The Inuit (singular Inuk) are a group of peoples who live in the Arctic regions of Greenland, Canada, and the United States.
The term Eskimo, used in the U.S., includes the Inuit, and Alaska's Yupik and Inupiat peoples, as the Yupik do not consider themselves to be part of the Inuit peoples.
Most Inuit live in the Canadian Arctic and subarctic, mainly in the territory of Nunavu.
Contact with Europeans began with the early Norse arrivals of Vikings, but these were small in number and the contact was really for trade.
The next contact with Europeans was in the 16th century, when whalers built whaling stations on the coast which they occupied for part of the year. In the winter, when the stations were empty, the Inuit raided the stations for tools and iron.
Then Martin Frobisher's expedition in 1576 met Inuit as he was searching for the fabled Northwest Passage to China. The expedition landed at Frobisher Bay, Baffin Island. During this time, five sailors left the English ship and vanished. This resulted in a misunderstanding: Frobisher thought they had been captured, the Inuit thought the five had been abandoned.

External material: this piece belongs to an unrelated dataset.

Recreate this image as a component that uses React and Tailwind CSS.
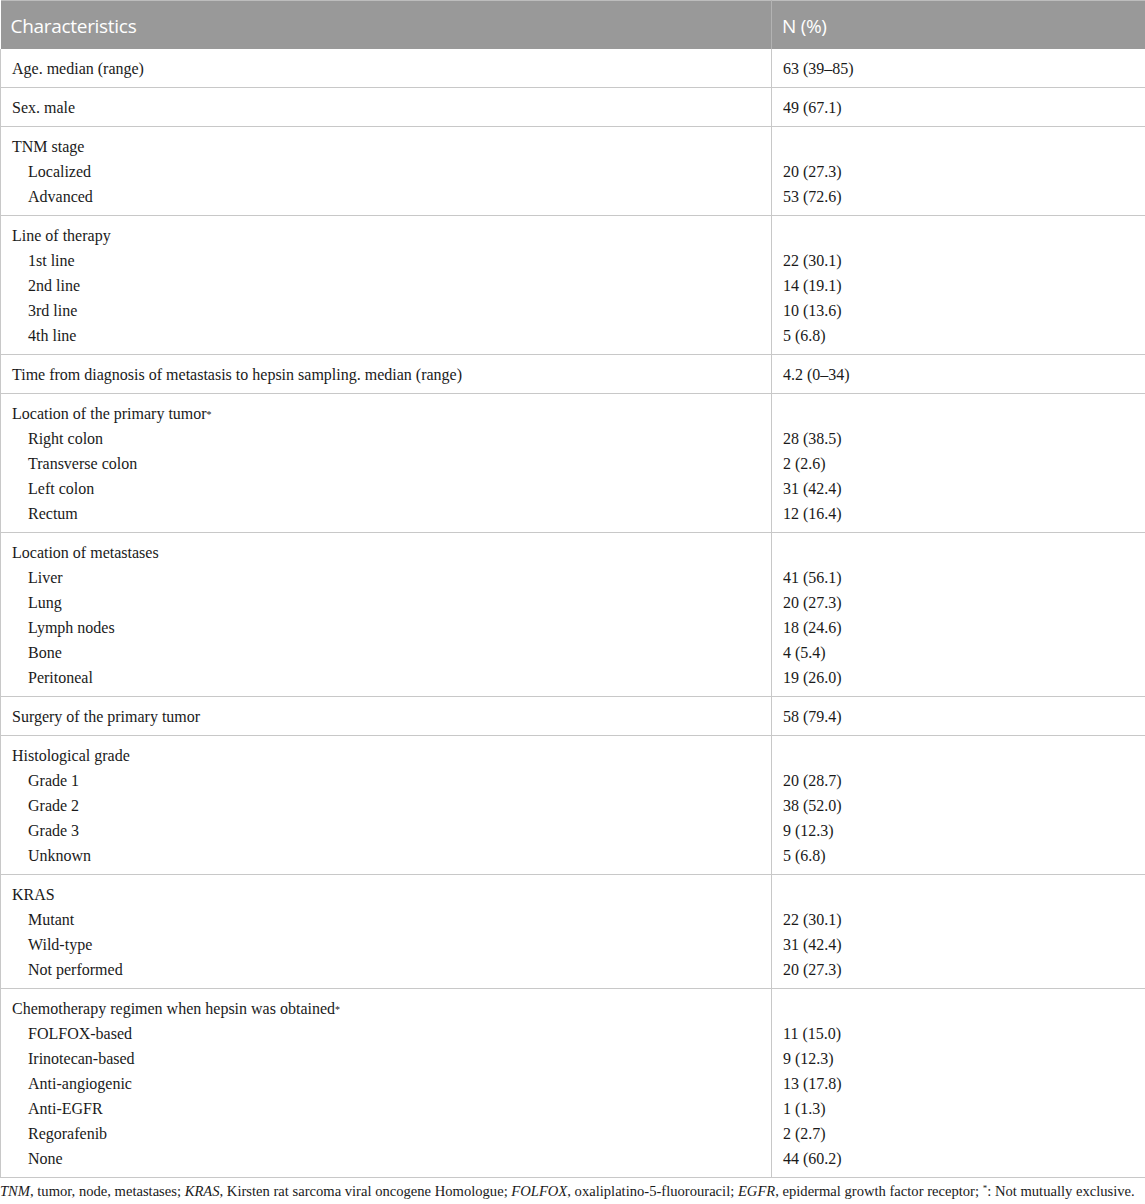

The European arrival unwittingly brought disease to the Inuit just as it did to other native peoples in the Americas.
During the 19th century, the Hudson's Bay Company opened trading posts where whale products were processed and furs traded.
The lands occupied by the Inuit were of little interest to European settlers. All the same, the governments to the south considered their lands to be part of their own territories.